A vida política nacional não cansa de nos assustar. O assunto político da vez é o "mensalão" do Distrito Federal. Mais dinheiro nas cuecas e meias, mais propinas. A situação do governador do DF, José Roberto Arruda, do Democratas (ex-PFL, ex-PDS, ex-Arena), se complica a cada dia, com explicações ridículas sobre a origem e o destino da verba.
Talvez Arruda use uma já velha e consagrada tática da nossa classe política, a renúncia ao mandato, para escapar da cassação. Não seria a primeira vez que faz isso (recordem o caso da violação do painel do Senado). E ele acabou de se desfiliar do partido, ante o risco de expulsão. Com a última manobra, não pode mais disputar cargo eleitoral em 2010. Mas em 2014... Possivelmente será eleito para algum legislativo. Os eleitores esquecerão ou perdoarão estes "deslizes" de Arruda?
Isso dá o que pensar sobre a tal falta de memória tupiniquim. Contraditoriamente, lembro de uma antiga novela da Globo chamada "Eu Prometo!", cujo protagonista era Francisco Cuoco. Tratava-se de um político bom, honesto, blablabla... O curioso é que o título da novela referia-se ao fato de o personagem ser político, o que, como chamariz de público, poderia ser reduzido à expressão "Eu Prometo!", como se a isto se resumisse a carreira do político: promessas e mais promessas.
Chavão que ouvimos em todas as conversas de bar, em qualquer folhetim, com qualquer "especialista" falando do "ser brasileiro". Aquela história de que não temos memória, o que explicaria a imagem do político como "aquele que promete". O pobre goleiro Barbosa queria muito acreditar nisso. Justo ele, execrado anos a fio pelo gol tomado em pleno Maracanã, na final de 1950. Isso nós não esquecemos, para a tristeza do arqueiro. Nesse ponto, nossa memória foi implacável, atroz, e a sua redenção - ou o nosso esquecimento da derrota - veio décadas após o maracanazo.
Então, por que esta imagem de que somos um povo com amnésia? Talvez não sejamos. Talvez nossa amnésia seja seletiva; guardamos aquilo que nos importa e jogamos fora aquilo que não nos diz nada. Se isso for verdade, temos aqui a comprovação de que a política brasileira nada diz aos brasileiros, ou à maioria dos brasileiros, ou ao brasileiro médio, como queiram.
Muitos se dedicaram a essa questão, desde o Império, e a maior parte acabou essencializando um tal "brasileiro", que não existe e nunca existiu. Temos que procurar respostas não apenas em nós mas também na nossa história e nas nossas instituições. Mas não será neste espaço que as respostas serão dadas.

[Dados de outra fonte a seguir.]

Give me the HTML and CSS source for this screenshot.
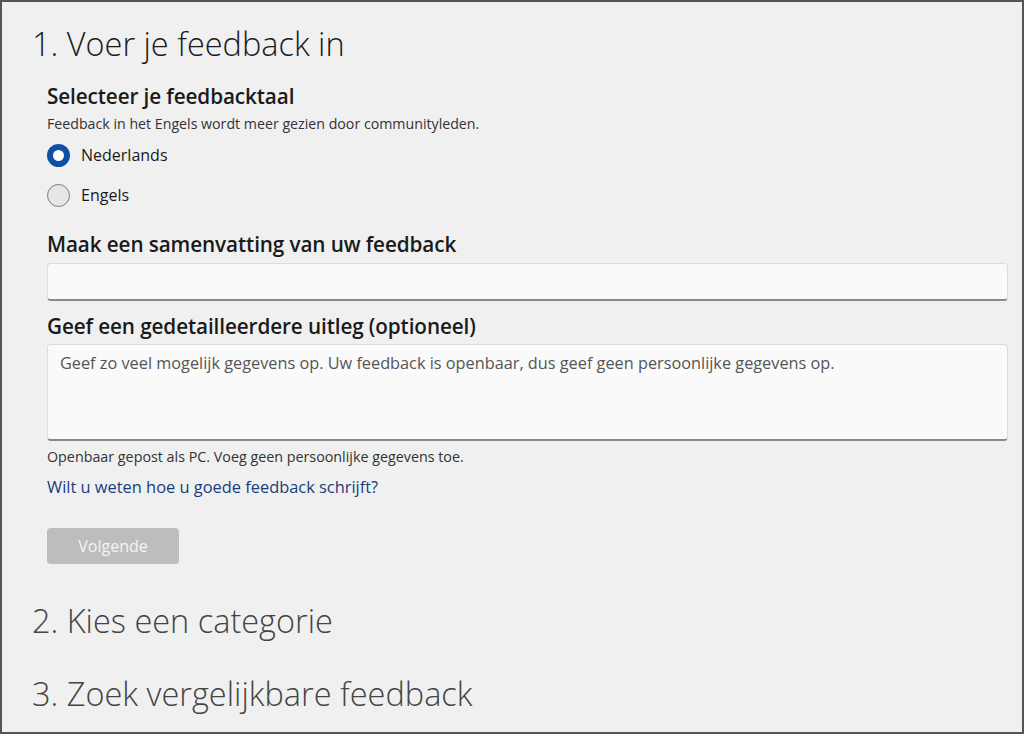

Este texto inicial, de debut, tem muito mais a intenção de levantar perguntas do que oferecer respostas.
Nossa herança colonial é um dos fatores a serem levados em conta. A existência de enclaves ao poder público, os "coronéis" que existiam por todo o Brasil sempre tiveram relações privadas com o poder público. Era uma coexistência benéfica a todos os que dela participavam, o que, obviamente, não inclui o povo.
Assim, numa promiscuidade entre público e privado, se constituíram, em parte, nossas instituições. Aqueles que tinham condições de acesso a direitos assim o faziam, mas por meio do compadrio, das relações pessoais, do tal "você sabe com quem está falando?". Nunca por meio de direitos universalmente implementados, válidos para todos. A contrapartida dessa forma de acesso a direitos é como os deveres e regras são seguidos por aqui.
Não faz muito tempo, saiu na TV que os carros de um órgão da prefeitura do Rio de Janeiro - justamente aquele que deveria fiscalizar o trânsito - estacionavam em cima da calçada! Perguntado o porquê dessa atitude, um dos responsáveis do órgão disse que as obras do metrô estavam usando o espaço no qual, anteriormente, eles paravam os carros. E o pedestre, que tem que andar na rua, correr riscos por causa dos carros na calçada, com isso? Por que alguns carros "podem" estacionar ali e outros não? Por que as regras, os direitos e deveres, funcionam pra uns e não pra outros?
Pois é. Este é um dos motivos da nossa "amnésia". As regras públicas, universais, aqui foram particularizadas. A política, o público, não alcançaram as pessoas, e nos movemos dentro da burocracia pela relação de amizade, do compadrio. E ainda querem que as pessoas lembrem em quem votou para deputado federal?